Now, the significance of such an example of Leighton's early achievement is made more emphatic by comparison with the long series of his later works. At twenty-four the Italian influence was strong upon him, and the impressions of his boyhood, modified but not effaced by the teaching of Steinle, had still power to control his artistic intelligence. The triviality of Italian art, its love of detail, and its seeking after superficialities of expression, did not appeal to him, but in its sumptuousness and sensuous charm he found something with which he could fully sympathise. In yielding to this sympathy, however, he was kept by his fastidious taste and innate love of refinement from running to extremes. He worked in the Italian spirit, but the spirit was that of the older masters rather than that of the modern men, and even then it underwent a kind of transmutation in his mind. For the greater qualities of the picture were not simply the outcome of his imitation of the mannerisms of the school to which at that time he belonged by association, rather were they due to his personal conception of the functions which the imaginative painter was called upon to fulfil—to an independent belief which was capable of being asserted in many ways. This belief, formed in his early manhood, persisted, indeed, in all its essentials to the end of his days, and was as surely evidenced in his later classicism as in the first few examples of his Italian adaptations.

It was founded upon the idea that a work of art to be really great must be rightly decorative, that whatever the pictorial motive chosen, it must be treated as the basis of a studied arrangement of form and colour, and must be brought as near to perfection of design as is possible by the exercise of all the devices of craftsmanship. Leighton undoubtedly saw in decoration the only permissible application of painting, but he saw also that decoration could be made much more than a narrow and unreal convention, and that so far from hampering the artist with high ideals, it offered him the greatest opportunities of satisfying his aspirations. He appreciated, too, the fact that the most exquisite naturalism could be attained in every part of a picture which was designed purely to express an ideal fancy. Therefore, he did not hesitate to select, for many of his most exactly reasoned compositions, subjects which had either an historical allusion, or which illustrated some myth or legend. He was so sure of the principle of his art that he did not fear that in telling the story, and in embroidering it with a wealth of minutely perfected detail, he would lose the vitality or the purity of his decoration.

To this confidence was due emphatically both the power and the charm of the Cimabue picture.

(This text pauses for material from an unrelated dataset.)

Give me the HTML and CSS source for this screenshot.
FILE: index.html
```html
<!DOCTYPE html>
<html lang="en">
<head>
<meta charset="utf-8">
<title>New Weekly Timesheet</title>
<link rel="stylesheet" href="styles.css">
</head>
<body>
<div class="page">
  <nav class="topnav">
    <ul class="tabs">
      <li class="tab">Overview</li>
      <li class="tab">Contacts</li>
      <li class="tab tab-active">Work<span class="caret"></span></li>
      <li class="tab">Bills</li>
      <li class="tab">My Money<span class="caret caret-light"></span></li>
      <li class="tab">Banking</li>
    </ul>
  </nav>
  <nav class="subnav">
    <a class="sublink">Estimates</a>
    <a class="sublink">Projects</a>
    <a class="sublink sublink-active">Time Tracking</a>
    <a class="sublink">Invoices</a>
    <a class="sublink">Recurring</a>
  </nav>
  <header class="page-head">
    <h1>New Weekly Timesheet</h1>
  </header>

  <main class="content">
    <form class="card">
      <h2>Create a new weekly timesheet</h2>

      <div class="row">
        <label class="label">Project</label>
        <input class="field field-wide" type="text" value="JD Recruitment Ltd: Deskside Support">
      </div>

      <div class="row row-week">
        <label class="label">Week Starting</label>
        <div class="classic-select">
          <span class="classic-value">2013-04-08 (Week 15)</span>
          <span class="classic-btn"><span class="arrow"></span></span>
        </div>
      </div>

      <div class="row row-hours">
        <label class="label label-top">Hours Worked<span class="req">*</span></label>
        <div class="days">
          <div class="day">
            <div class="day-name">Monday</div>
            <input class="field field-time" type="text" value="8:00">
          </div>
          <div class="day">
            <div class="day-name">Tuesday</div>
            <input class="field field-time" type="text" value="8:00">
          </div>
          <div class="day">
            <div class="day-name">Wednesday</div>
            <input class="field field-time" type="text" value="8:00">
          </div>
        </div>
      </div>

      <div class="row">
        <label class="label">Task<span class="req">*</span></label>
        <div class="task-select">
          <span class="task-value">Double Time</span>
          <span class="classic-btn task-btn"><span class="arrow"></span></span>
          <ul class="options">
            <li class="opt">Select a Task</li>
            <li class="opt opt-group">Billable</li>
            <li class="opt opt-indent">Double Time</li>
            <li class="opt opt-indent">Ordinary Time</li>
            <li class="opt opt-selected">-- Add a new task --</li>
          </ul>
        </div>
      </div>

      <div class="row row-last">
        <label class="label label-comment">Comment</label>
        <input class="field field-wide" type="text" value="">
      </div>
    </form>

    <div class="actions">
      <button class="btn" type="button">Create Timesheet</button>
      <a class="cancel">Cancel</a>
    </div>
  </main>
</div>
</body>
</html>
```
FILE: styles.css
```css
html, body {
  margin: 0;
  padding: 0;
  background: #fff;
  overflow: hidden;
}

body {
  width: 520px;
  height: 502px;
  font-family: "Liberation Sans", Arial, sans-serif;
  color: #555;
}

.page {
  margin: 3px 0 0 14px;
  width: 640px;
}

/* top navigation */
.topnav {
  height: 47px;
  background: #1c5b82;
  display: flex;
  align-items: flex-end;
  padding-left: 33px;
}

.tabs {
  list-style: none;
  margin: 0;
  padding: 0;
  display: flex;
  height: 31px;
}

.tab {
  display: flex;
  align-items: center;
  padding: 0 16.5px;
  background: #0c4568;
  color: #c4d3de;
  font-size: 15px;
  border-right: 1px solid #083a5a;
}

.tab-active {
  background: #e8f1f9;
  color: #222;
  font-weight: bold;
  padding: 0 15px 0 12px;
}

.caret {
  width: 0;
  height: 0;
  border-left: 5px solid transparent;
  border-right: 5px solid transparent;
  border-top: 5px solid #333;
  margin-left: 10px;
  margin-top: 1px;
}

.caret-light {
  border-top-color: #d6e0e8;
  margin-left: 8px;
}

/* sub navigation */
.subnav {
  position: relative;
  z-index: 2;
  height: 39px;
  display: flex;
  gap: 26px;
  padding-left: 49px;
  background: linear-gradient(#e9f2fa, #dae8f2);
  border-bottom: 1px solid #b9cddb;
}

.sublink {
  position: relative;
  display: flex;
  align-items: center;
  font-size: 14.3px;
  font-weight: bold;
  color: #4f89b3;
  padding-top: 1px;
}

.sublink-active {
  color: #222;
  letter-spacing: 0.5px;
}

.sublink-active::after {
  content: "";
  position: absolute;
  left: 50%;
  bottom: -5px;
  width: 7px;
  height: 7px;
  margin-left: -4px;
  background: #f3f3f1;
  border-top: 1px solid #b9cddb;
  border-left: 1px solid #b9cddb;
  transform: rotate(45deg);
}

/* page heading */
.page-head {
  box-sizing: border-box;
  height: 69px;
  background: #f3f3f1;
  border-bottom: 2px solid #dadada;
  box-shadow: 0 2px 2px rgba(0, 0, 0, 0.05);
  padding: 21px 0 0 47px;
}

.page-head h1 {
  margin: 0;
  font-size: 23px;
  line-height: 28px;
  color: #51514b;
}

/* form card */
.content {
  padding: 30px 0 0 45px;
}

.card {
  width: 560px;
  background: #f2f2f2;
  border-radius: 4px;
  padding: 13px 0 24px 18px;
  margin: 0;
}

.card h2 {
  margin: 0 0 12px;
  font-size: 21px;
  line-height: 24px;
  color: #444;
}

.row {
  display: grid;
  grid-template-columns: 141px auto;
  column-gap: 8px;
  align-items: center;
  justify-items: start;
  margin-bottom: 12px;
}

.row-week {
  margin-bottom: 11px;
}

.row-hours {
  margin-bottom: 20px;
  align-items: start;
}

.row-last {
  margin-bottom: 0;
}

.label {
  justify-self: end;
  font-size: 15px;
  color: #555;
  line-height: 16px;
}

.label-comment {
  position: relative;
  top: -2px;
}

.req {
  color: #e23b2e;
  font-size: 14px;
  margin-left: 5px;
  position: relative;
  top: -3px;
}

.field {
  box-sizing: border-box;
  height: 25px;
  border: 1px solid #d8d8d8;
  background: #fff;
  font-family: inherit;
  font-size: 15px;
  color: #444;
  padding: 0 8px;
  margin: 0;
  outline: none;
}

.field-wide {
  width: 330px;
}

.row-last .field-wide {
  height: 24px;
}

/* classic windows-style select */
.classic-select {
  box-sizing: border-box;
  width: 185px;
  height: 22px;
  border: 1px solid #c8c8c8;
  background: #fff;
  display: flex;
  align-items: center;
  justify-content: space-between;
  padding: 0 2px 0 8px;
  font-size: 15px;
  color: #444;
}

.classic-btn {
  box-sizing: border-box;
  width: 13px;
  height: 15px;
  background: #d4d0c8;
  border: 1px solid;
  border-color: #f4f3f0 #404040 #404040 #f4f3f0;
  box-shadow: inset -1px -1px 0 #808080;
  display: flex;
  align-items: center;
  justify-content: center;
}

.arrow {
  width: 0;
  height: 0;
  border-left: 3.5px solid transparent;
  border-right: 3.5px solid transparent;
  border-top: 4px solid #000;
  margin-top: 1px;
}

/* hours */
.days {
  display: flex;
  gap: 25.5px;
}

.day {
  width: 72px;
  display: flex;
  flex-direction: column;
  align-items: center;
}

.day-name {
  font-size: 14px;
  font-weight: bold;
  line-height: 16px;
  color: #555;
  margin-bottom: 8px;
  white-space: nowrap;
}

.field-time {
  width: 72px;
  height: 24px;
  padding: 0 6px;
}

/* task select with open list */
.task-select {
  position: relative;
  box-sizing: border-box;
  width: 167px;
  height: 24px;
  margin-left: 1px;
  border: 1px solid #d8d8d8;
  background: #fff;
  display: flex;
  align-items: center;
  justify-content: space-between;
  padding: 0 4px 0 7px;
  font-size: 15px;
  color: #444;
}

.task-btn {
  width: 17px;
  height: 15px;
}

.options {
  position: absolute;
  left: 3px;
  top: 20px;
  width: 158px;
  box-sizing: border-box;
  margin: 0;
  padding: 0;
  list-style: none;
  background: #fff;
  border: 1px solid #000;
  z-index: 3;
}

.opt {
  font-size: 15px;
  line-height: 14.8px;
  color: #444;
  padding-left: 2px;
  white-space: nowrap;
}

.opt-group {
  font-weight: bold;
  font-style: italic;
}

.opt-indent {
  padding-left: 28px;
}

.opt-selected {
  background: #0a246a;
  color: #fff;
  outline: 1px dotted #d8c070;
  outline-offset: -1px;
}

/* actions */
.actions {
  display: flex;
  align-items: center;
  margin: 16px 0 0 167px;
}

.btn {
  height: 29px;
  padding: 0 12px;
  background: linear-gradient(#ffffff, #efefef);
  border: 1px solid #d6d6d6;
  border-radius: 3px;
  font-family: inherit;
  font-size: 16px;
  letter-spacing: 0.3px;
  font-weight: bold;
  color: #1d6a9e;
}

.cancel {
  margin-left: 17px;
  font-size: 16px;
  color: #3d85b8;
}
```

The subject, in itself merely episodical, was one capable of just that refinement of design, and balance of colour, which the decorator who is adequately conscious of his responsibility regards as indispensable; and Leighton, spurred to emulation by the noble examples of decorative painting with which he had been familiar from his childhood, and endowed with a just appreciation of his own great gifts, had no hesitation in attempting to turn this incident from art history into a painting which would be an avowal of all the articles of his æsthetic creed, and a profession of the faith to which he had sworn allegiance. It is characteristic of his courage that he should have chosen to make in this manner his first appearance in an English exhibition; a man of less independence would probably have hesitated to stake so much upon a piece of work which, by the very frankness of its revelation of the artist's intention to go his own way, was quite as likely to excite opposition as to be received with approval. But it was no part of his scheme of existence to tout for popularity by coming down to a lower level, and he valued consistency more than the adulation of the public.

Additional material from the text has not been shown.